YSC’s recent research shows that while a few men actively campaign for more senior women in the workplace, most are either ambivalent about gender diversity or unaware of their personal contribution to a culture of inequality. Ignorance and avoidance – conscious or unconscious are correlated.
Sheryl Sandberg regularly cites that 64% of US male managers are reluctant to be alone in a room with a female colleague. Even in less litigious contexts, men are wary of appearing patronising or predatory when supporting a female colleague. Most, however, don’t see the need for any adjustment in their personal or professional behaviour towards female colleagues. Men are twice as likely as women to believe that opportunities for men and women are equal (Opp Now, 2014).
Apathy is understandable given the intractability of the issue. Despite the existence of financial incentives for achieving diversity objectives, male managers’ focus is sustained only as long as the extrinsic motivation applies.
Anecdotally, diverse teams disband as soon as the team leader’s focus moves on. Organisational sanctions don’t appear any more effective. Some organisations have diversity embedded within their operational risk framework – but this simply resuscitates lack of supply as a rationale for non-compliance.
Personal proximity to working women results in more positive attitudes. Recent research shows that male attitudes towards women’s professional progress vary alongside shifts in their personal relationships. Desai, Chugh & Brief (2014) have shown that men (in the UK and US) in dual career marriages have more positive views about women in the workplace and are more likely to promote women. Dahl, Dezső, & Gaddis Ross (2014) have shown a link between marginally preferential pay for female employees working for CEOs with daughters.

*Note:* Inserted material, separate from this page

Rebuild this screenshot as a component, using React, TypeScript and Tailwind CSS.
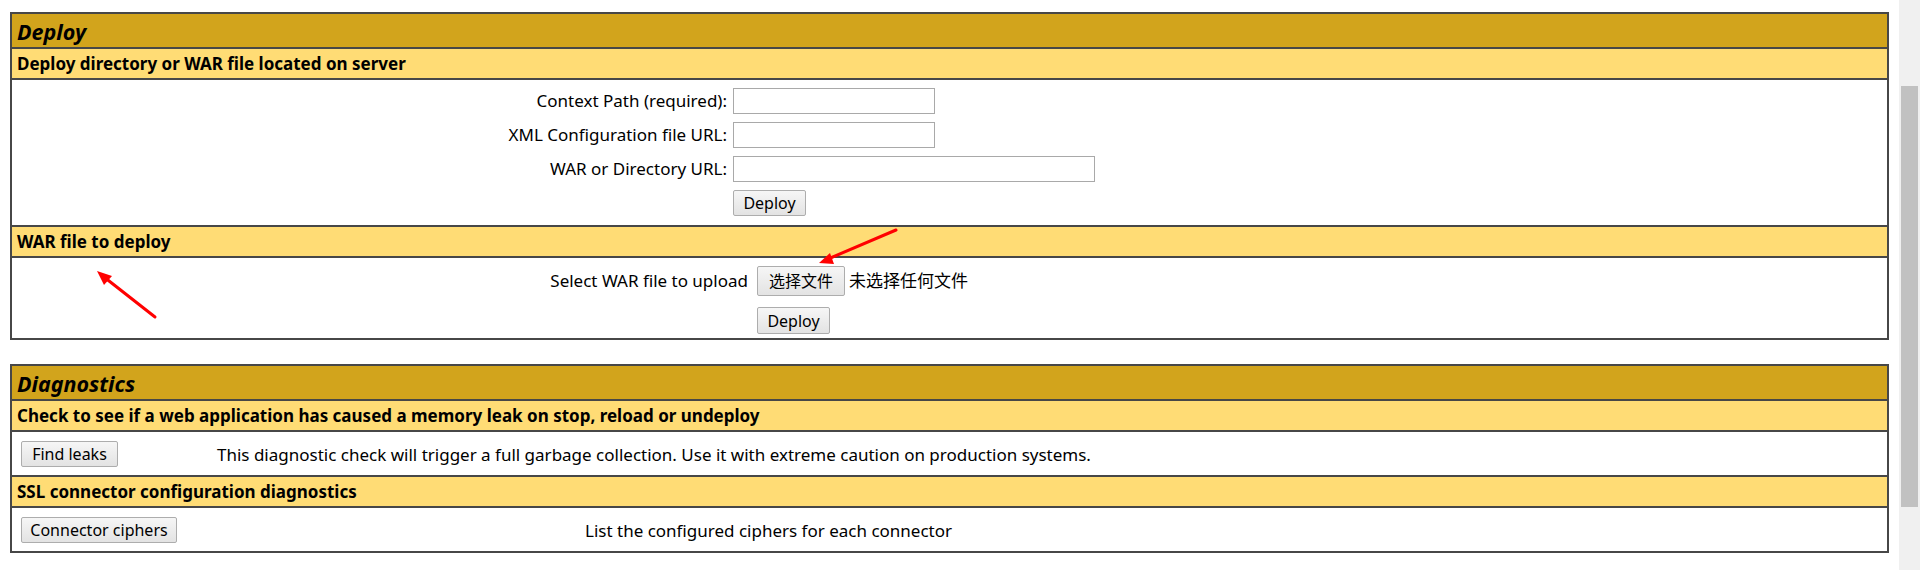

US research (Catalyst, 2010) demonstrates that awareness is the first step to engaging men in addressing gender inequality. Men most likely to connect with gender diversity need to be personally comfortable operating outside of masculine norms, have experience of a female mentor, and – most critically – a sense of fair play. A strong personal commitment to fairness is what distinguishes men who actively champion gender diversity.
Since the 2008 financial crash, research on the economic outperformance and enhanced corporate governance of companies with more women at the top has fuelled a shift of political will towards gender diversity in the boardroom.
But it is not surprising that the most vocal campaigners for more inclusive organisations are the chairmen and CEOs driven by a personal connection with the issue – be that through their daughter’s experiences of attitudinal career barriers or their own minority group status.
Organisational interventions that connect men in an up close and personal way with women’s experience – for example the 30% Club’s Cross Company Mentoring Scheme – appear a fruitful and effective way forward.
Six ways for men to overcome ambivalence towards women at work*:
- Approach gender diversity as an issue for men of all ages and all backgrounds. View men not only as beneficiaries of organisational diversity but as empowered bystanders who can make gender diversity a reality. Own the issue.
- If a colleague, friend, or family member is biased against female colleagues, or undermining of women in general, don't look the other way. Talk to him (or her) about it. Don't stay silent.
- Have the courage to look inwards. Try hard to understand how your own attitudes and actions might inadvertently be interpreted as sexist. Be self-honest.
- If you suspect a woman close to you is being treated unfairly, ask if you can help. Get involved.
- Be an ally to women working to end all forms of gender bias. Support organisational efforts to achieve gender diversity. Mentor aspiring female colleagues. Make a stand.
- Recognise and speak out against misogyny – even in the subtle forms of innuendo or banter. Stop colluding.
* Concept and ideas borrowed from Jackson Katz.